Given the go-ahead, this could be an excellent way to keep a dog still long enough to remove the mess from their coat. This is especially good for anxious dogs or dogs who have gotten themselves into a lot of sap.
Can Tree Sap Hurt Dogs
There will be certain types of tree sap that can harm your dog’s skin or cause illness if ingested. It’s important to identify the tree producing the sap and follow this information up with a phone call to the vet.
There is often much more research around the dangers of sap on human skin and so a good rule of thumb is to assume that if it harms human skin it will also harm your dog. As an example, giant hogweed is dangerous for dogs and should be removed instantly from your garden. The sap causes both dog and human skin to become ultra-sensitive to UV sunlight and will cause painful burns on the skin. Having come into contact with some Giant Hogweed sap myself whilst gardening I can tell you that it is not the least bit pleasant and produced some nasty burns on my skin.

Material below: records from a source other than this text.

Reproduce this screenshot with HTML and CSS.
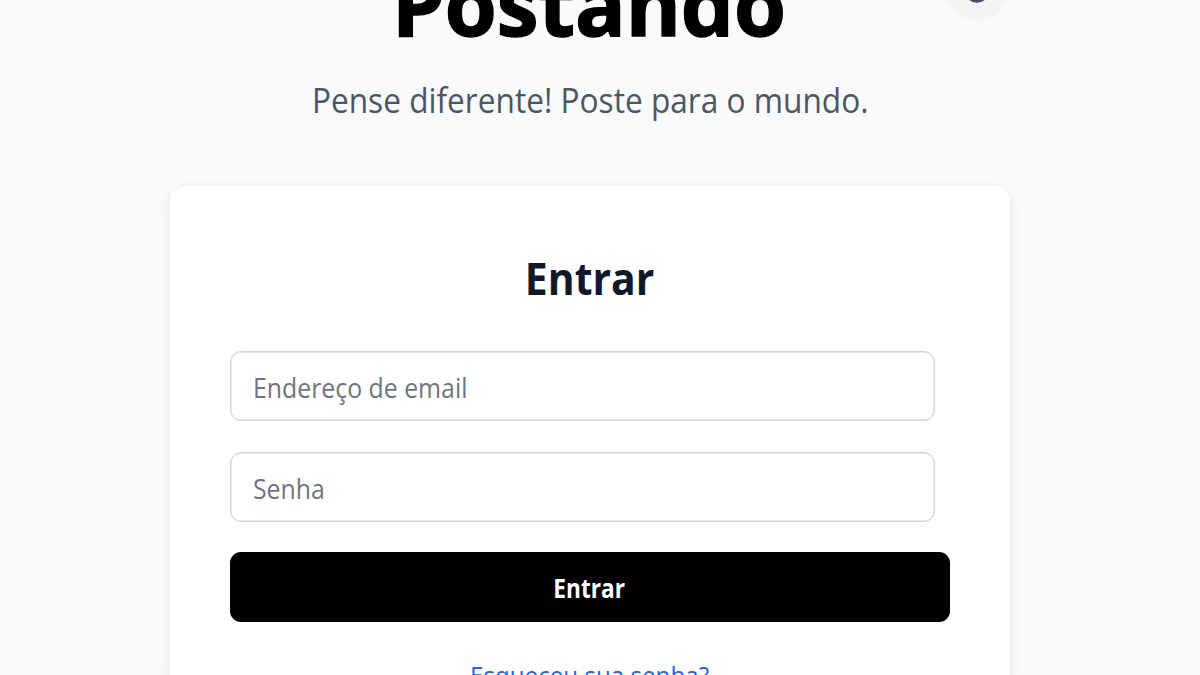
FILE: index.html
```html
<!DOCTYPE html>
<html lang="pt-BR">
<head>
<meta charset="utf-8">
<title>Postando</title>
<link rel="stylesheet" href="styles.css">
</head>
<body>
<main class="page">
<button class="theme" type="button" aria-label="Tema"><svg viewBox="0 0 24 24" width="34" height="34"><path d="M21 12.8A9 9 0 1 1 11.2 3 7 7 0 0 0 21 12.8z" fill="#4b5060"/></svg></button>
<header class="hero">
<h1 class="brand"><span class="fit">Postando</span></h1>
<p class="tagline"><span class="fit">Pense diferente! Poste para o mundo.</span></p>
</header>
<form class="card">
<h2 class="title"><span class="fit">Entrar</span></h2>
<label class="field"><input class="control" type="email" placeholder="Endereço de email"></label>
<label class="field"><input class="control" type="password" placeholder="Senha"></label>
<button class="submit" type="button"><span class="fit">Entrar</span></button>
<a class="forgot"><span class="fit">Esqueceu sua senha?</span></a>
</form>
</main>
</body>
</html>
```
FILE: styles.css
```css
* { box-sizing: border-box; }
body { margin: 0; height: 675px; overflow: hidden; background: #f9fafc; font-family: "Segoe UI", "Open Sans", "Noto Sans", sans-serif; }
.page { position: relative; display: flex; flex-direction: column; width: 840px; height: 675px; margin-left: 170px; }
.theme { position: absolute; left: 775px; top: -43px; width: 64px; height: 64px; border: 0; border-radius: 50%; background: #f4f4f5; display: grid; place-items: center; padding: 1px 0 0; }
.hero { display: flow-root; flex: none; height: 186px; text-align: center; }
.fit { display: inline-block; transform: scaleX(.93); }
.brand { margin: -49px 0 0; font-size: 84px; line-height: 106px; font-weight: 700; color: #000; }
.brand .fit { transform: translateX(-1px); -webkit-text-stroke: 1.5px #000; }
.tagline { margin: 20px 0 0; font-size: 34px; line-height: 46px; color: #4b5563; white-space: nowrap; }
.card { flex: 1; min-height: 0; padding: 62px 60px 0; background: #fff; border-radius: 15px 15px 0 0; box-shadow: 0 4px 12px rgba(0,0,0,.1); display: flex; flex-direction: column; }
.card > * { flex-shrink: 0; }
.title { margin: 0 0 43px; font-size: 44px; line-height: 60px; font-weight: 700; text-align: center; color: #111827; }
.field { width: 705px; height: 70px; margin: 0 0 31px; padding: 3px 22px 0; border: 1px solid #d1d5db; border-radius: 11px; background: #fff; box-shadow: inset 0 0 0 .5px #d1d5db; display: flex; }
.field + .field { margin-bottom: 30px; }
.control { width: 100%; padding: 0; border: 0; outline: 0; background: transparent; transform: scaleX(.92); transform-origin: left; font: 400 27px "Segoe UI", "Open Sans", "Noto Sans", sans-serif; }
.control::placeholder { color: #70757d; opacity: 1; }
.submit { height: 70px; padding: 1px 0 0; border: 0; border-radius: 11px; background: #000; color: #fff; font: 700 26px "Segoe UI", "Open Sans", "Noto Sans", sans-serif; }
.submit .fit { transform: translateX(-1px) scaleX(.87); }
.forgot { margin-top: 35px; text-align: center; color: #2563eb; font-size: 26px; line-height: 36px; }
```
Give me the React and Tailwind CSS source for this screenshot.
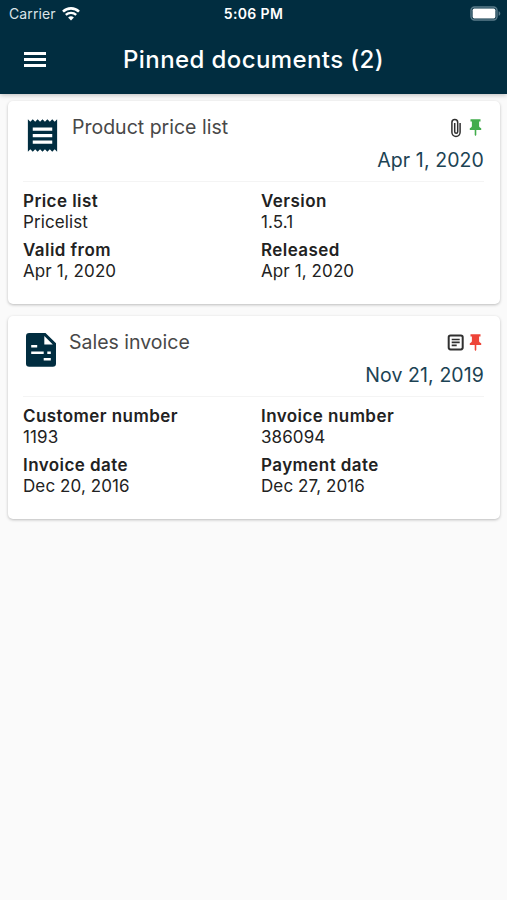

For some added information regarding poisonous saps and other dangers, check out this article from Gardeners World, this article highlights some of the dangerous plants to be aware of when gardening. Knowing this you should assume that this sap will harm your dog too. Check out this article on puppy-proofing your garden, which has some great tips on keeping your garden safe for your puppy.
Keeping your dog clean is a difficult task. Dogs love to run in the mud and investigate in areas covered in plants and shrubs. Dogs are naturally curious creatures and will get themselves into many messy situations throughout their lifetime—including getting into sap. Finding simple and safe tricks to clean your pup successfully will make your time together much more enjoyable for everyone!